• **TASK STATEMENT**: Identify each line in the records below that contains the word "screenshot", and copy it.
★ ★ ★ ★ ★
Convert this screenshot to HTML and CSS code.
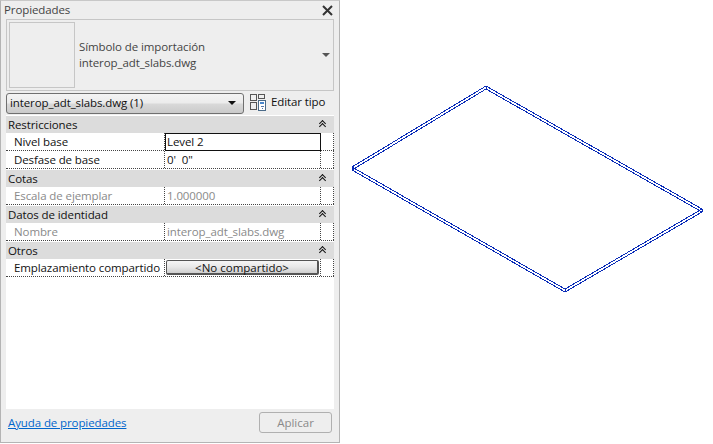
FILE: index.html
```html
<!DOCTYPE html>
<html lang="es">
<head>
<meta charset="utf-8">
<title>Propiedades</title>
<link rel="stylesheet" href="styles.css">
</head>
<body>
<div class="stage">
  <aside class="panel">
    <header class="title"><span>Propiedades</span>
      <svg class="close" width="11" height="11" viewBox="0 0 11 11"><path d="M1 1l9 9M10 1l-9 9" stroke="#333" stroke-width="2" fill="none"/></svg>
    </header>
    <div class="preview">
      <div class="thumb"></div>
      <div class="preview-text"><div>Símbolo de importación</div><div>interop_adt_slabs.dwg</div></div>
      <span class="arrow grey"></span>
    </div>
    <div class="selector">
      <div class="combo"><span>interop_adt_slabs.dwg (1)</span><span class="arrow"></span></div>
      <div class="edit">
        <svg width="17" height="18" viewBox="0 0 17 18" fill="none" stroke="#555" shape-rendering="crispEdges"><path d="M0.500 1.500h6v6h-6zM8.500 1.500h6v4h-6zM0.500 9.500h6v7h-6z"/><path d="M8.500 7.500h7v10h-7z" fill="#fff" stroke="#4a6a88"/><path d="M10 9h4v2h-4z" fill="#4a86cc" stroke="none"/><path d="M11 13.500h3M12 15.500h1" stroke="#57a"/></svg>
        <span>Editar tipo</span>
      </div>
    </div>
    <div class="table">
      <div class="group"><span>Restricciones</span><i class="chev"></i></div>
      <div class="row"><div class="label">Nivel base</div><div class="value active">Level 2</div><div class="tail"></div></div>
      <div class="row"><div class="label">Desfase de base</div><div class="value">0'&nbsp; 0"</div><div class="tail"></div></div>
      <div class="group"><span>Cotas</span><i class="chev"></i></div>
      <div class="row off"><div class="label">Escala de ejemplar</div><div class="value">1.000000</div><div class="tail"></div></div>
      <div class="group"><span>Datos de identidad</span><i class="chev"></i></div>
      <div class="row off"><div class="label">Nombre</div><div class="value">interop_adt_slabs.dwg</div><div class="tail"></div></div>
      <div class="group"><span>Otros</span><i class="chev"></i></div>
      <div class="row"><div class="label">Emplazamiento compartido</div><div class="value btn-cell"><button class="shared">&lt;No compartido&gt;</button></div><div class="tail"></div></div>
    </div>
    <footer class="foot">
      <a class="help" href="#">Ayuda de propiedades</a>
      <button class="apply">Aplicar</button>
    </footer>
  </aside>
  <svg class="drawing" width="373" height="444" viewBox="340 0 373 444" fill="none" stroke="#0a2cb8" shape-rendering="crispEdges">
    <path d="M352 167L486 86L702 209L565 289Z"/>
    <path d="M352 170L486 89L702 212L565 292Z"/>
    <path d="M352 167V170M486 86V89M702 209V212M565 289V292"/>
  </svg>
</div>
</body>
</html>
```
FILE: styles.css
```css
* { box-sizing: border-box; }
html, body { margin: 0; padding: 0; background: #fff; }
body { font: 12px/16px "Open Sans", "Noto Sans", sans-serif; color: #111; overflow: hidden; }
.stage { display: flex; width: 713px; height: 444px; }
.panel {
  width: 340px; height: 443px; flex: none; display: flex; flex-direction: column;
  background: #eeeeee; border: 1px solid #b4b4b4; border-top-color: #c8c8c8;
  padding: 0 5px;
  font-size: 11.5px; letter-spacing: -0.1px;
}
.title { height: 18px; flex: none; display: flex; justify-content: space-between; align-items: center; color: #444; font-size: 11.5px; margin-left: -2px; margin-right: 0; }
.close { margin-right: 1px; }
.preview { height: 72px; flex: none; display: flex; align-items: center; border: 1px solid #c6c6c6; padding: 2px; }
.thumb { width: 66px; height: 66px; flex: none; border: 1px solid #c6c6c6; }
.preview-text { flex: 1; margin-left: 4px; color: #444; line-height: 16px; font-size: 11.5px; }
.arrow { width: 0; height: 0; border: 4px solid transparent; border-top: 4px solid #111; border-bottom: 0; margin-right: 1px; flex: none; }
.arrow.grey { border-top-color: #555; }
.selector { height: 24px; flex: none; display: flex; align-items: center; }
.combo {
  width: 238px; height: 21px; flex: none; display: flex; justify-content: space-between; align-items: center;
  border: 1px solid #707070; border-radius: 3px; padding: 0 3px; color: #111;
  background: linear-gradient(#f4f4f4 0%, #ececec 45%, #d8d8d8 55%, #cacaca 100%);
}
.combo .arrow { margin-right: 4px; }
.edit { display: flex; align-items: center; gap: 4px; margin: 0 0 2px 6px; color: #111; }
.table { flex: 1; background: #fff; display: flex; flex-direction: column; }
.group { height: 18px; flex: none; display: flex; align-items: center; justify-content: space-between; background: #dcdcdc; border-top: 1px solid #fff; padding: 0 8px 0 2px; color: #111; }
.chev { display: block; width: 7px; height: 9px; flex: none; position: relative; }
.chev::before, .chev::after { content: ""; position: absolute; left: 1px; width: 4px; height: 4px; border-top: 1.5px solid #111; border-left: 1.5px solid #111; transform: rotate(45deg); }
.chev::before { top: 1px; }
.chev::after { top: 4px; }
.row { height: 18px; flex: none; display: flex; border-bottom: 1px dotted #444; line-height: 18px; }
.label { width: 159px; flex: none; padding-left: 8px; border-right: 1px dotted #444; color: #111; white-space: nowrap; }
.value { width: 156px; flex: none; padding-left: 2px; border-right: 1px dotted #444; color: #111; }
.tail { flex: 1; border-right: 1px dotted #444; }
.off .label, .off .value { color: #8a8a8a; }
.value.active { border: 1px solid #111; padding-left: 1px; line-height: 16px; height: 18px; }
.btn-cell { padding: 1px; }
.shared {
  display: block; width: 100%; height: 15px; padding: 0; margin: 0; font: inherit; line-height: 13px; color: #111;
  border: 1px solid #555; border-right-width: 2px; border-bottom-width: 2px; border-radius: 2px;
  background: linear-gradient(#f6f6f6, #e8e8e8 50%, #cfcfcf);
}
.foot { height: 33px; flex: none; display: flex; justify-content: space-between; align-items: center; padding: 0 2px 6px; }
.help { color: #0066cc; text-decoration: underline; }
.apply { width: 73px; height: 21px; font: inherit; padding: 0; color: #8a8a8a; background: #eeeeee; border: 1px solid #b0b0b0; border-radius: 3px; }
.drawing { display: block; flex: none; }
```
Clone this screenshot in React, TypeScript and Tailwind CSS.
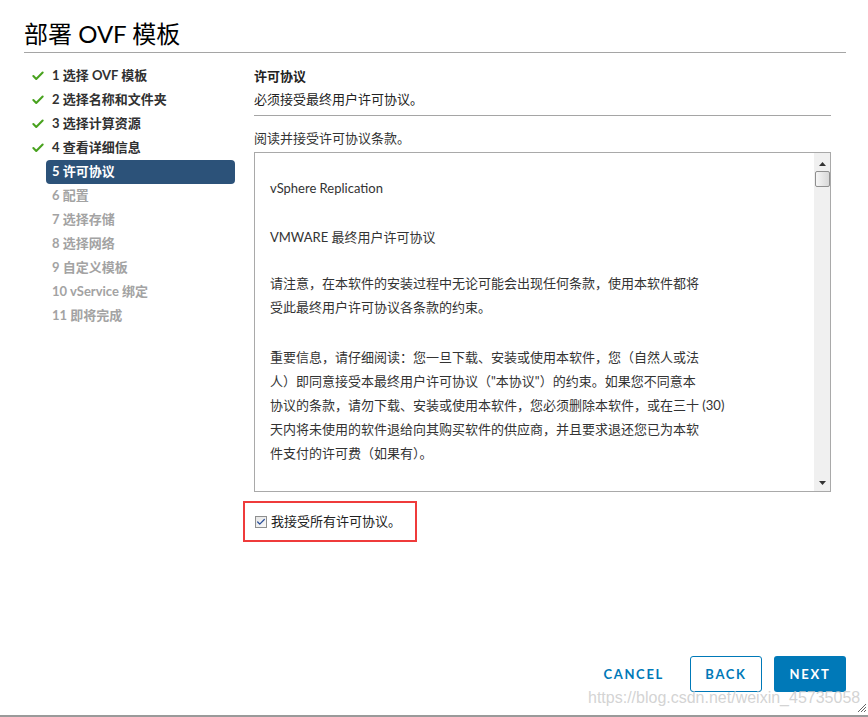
import { Check } from "lucide-react";

const steps = [
  { n: 1, label: "选择 OVF 模板", done: true },
  { n: 2, label: "选择名称和文件夹", done: true },
  { n: 3, label: "选择计算资源", done: true },
  { n: 4, label: "查看详细信息", done: true },
  { n: 5, label: "许可协议", active: true },
  { n: 6, label: "配置" },
  { n: 7, label: "选择存储" },
  { n: 8, label: "选择网络" },
  { n: 9, label: "自定义模板" },
  { n: 10, label: "vService 绑定" },
  { n: 11, label: "即将完成" },
];

const font = "font-['Lato','Noto_Sans_CJK_SC',sans-serif]";

export default function App() {
  return (
    <div className={`relative w-[868px] h-[717px] bg-white border-b-2 border-[#9a9a9a] ${font} text-[#333]`}>
      <div className="px-6 pt-[17px]">
        <h1 className="text-[24px] leading-[34px] font-normal text-[#000] pb-[1px] border-b border-[#a5a5a5] w-[822px]">部署 OVF 模板</h1>
      </div>

      <div className="flex pt-[11px]">
        {/* wizard steps */}
        <nav className="w-[254px] shrink-0 pl-[46px] pr-[19px]">
          {steps.map((s) => (
            <div
              key={s.n}
              className={`relative h-6 flex items-center pl-[6px] text-[13px] font-bold rounded-[4px] ${
                s.active ? "bg-[#2c5279] text-white" : s.done ? "text-[#313131]" : "text-[#a3a3a3]"
              }`}
            >
              {s.done && <Check size={14} strokeWidth={3.5} className="absolute -left-[15px] text-[#48a21e]" />}
              {s.n} {s.label}
            </div>
          ))}
        </nav>

        {/* content */}
        <div className="w-[577px]">
          <div className="text-[13px] font-bold text-[#222] leading-6">许可协议</div>
          <div className="text-[13px] text-[#222] leading-[22px] pb-[5px] border-b border-[#a5a5a5]">必须接受最终用户许可协议。</div>
          <div className="text-[13px] text-[#333] mt-[12px] leading-[20px]">阅读并接受许可协议条款。</div>

          <div className="mt-[4px] h-[340px] border border-[#a9a9a9] flex">
            <div className="flex-1 pl-[15px] pt-[23px] text-[13px] leading-6 text-[#333] whitespace-nowrap">
              <p>vSphere Replication</p>
              <p className="mt-[25px]">VMWARE 最终用户许可协议</p>
              <p className="mt-[22px]">
                请注意，在本软件的安装过程中无论可能会出现任何条款，使用本软件都将<br />
                受此最终用户许可协议各条款的约束。
              </p>
              <p className="mt-[26px]">
                重要信息，请仔细阅读：您一旦下载、安装或使用本软件，您（自然人或法<br />
                人）即同意接受本最终用户许可协议（"本协议"）的约束。如果您不同意本<br />
                协议的条款，请勿下载、安装或使用本软件，您必须删除本软件，或在三十 (30)<br />
                天内将未使用的软件退给向其购买软件的供应商，并且要求退还您已为本软<br />
                件支付的许可费（如果有）。
              </p>
            </div>
            <div className="w-[16px] bg-[#f0f0f0] flex flex-col items-center">
              <svg width="7" height="4" viewBox="0 0 7 4" className="mt-[9px]"><path d="M3.5 0L7 4H0z" fill="#333" /></svg>
              <div className="mt-[5px] w-[15px] h-[16px] rounded-[2px] border border-[#8f8f8f] bg-gradient-to-r from-[#f6f6f6] to-[#d8d8d8]" />
              <div className="flex-1" />
              <svg width="7" height="4" viewBox="0 0 7 4" className="mb-[6px]"><path d="M0 0H7L3.5 4z" fill="#333" /></svg>
            </div>
          </div>

          <div className="-ml-[11px] mt-[9px] w-[174px] h-[41px] border-2 border-[#ef3b3b] flex items-center pl-[10px]">
            <span className="w-[12px] h-[12px] border border-[#8e8f8f] bg-gradient-to-br from-[#e6e6e6] to-[#f8f8f8] flex items-center justify-center">
              <Check size={10} strokeWidth={3} className="text-[#2a4f9a]" />
            </span>
            <span className="ml-[4px] text-[13px] text-[#222]">我接受所有许可协议。</span>
          </div>
        </div>
      </div>

      {/* footer */}
      <div className="absolute right-[22px] top-[656px] flex items-center gap-3 text-[13px] font-bold tracking-[0.13em]">
        <button className="h-9 pt-[2px] px-[14px] text-[#0079b8]">CANCEL</button>
        <button className="h-9 pt-[2px] w-[72px] border border-[#0079b8] rounded-[3px] text-[#0079b8]">BACK</button>
        <button className="h-9 pt-[2px] w-[72px] bg-[#0079b8] rounded-[3px] text-white">NEXT</button>
      </div>

      <div className="absolute left-[588px] top-[686px] text-[16px] text-[#c8c8c8]/80 font-['Liberation_Sans',sans-serif] pointer-events-none">
        https://blog.csdn.net/weixin_45735058
      </div>

      <svg width="8" height="8" viewBox="0 0 8 8" className="absolute right-[2px] bottom-[3px]">
        <path d="M8 0L0 8M8 3L3 8M8 6L6 8" stroke="#666" strokeWidth="1" />
      </svg>
    </div>
  );
}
★ ★ ★ ★ ★
• **RESPONSE FOR THIS EXERCISE**:
Convert this screenshot to HTML and CSS code.
Clone this screenshot in React, TypeScript and Tailwind CSS.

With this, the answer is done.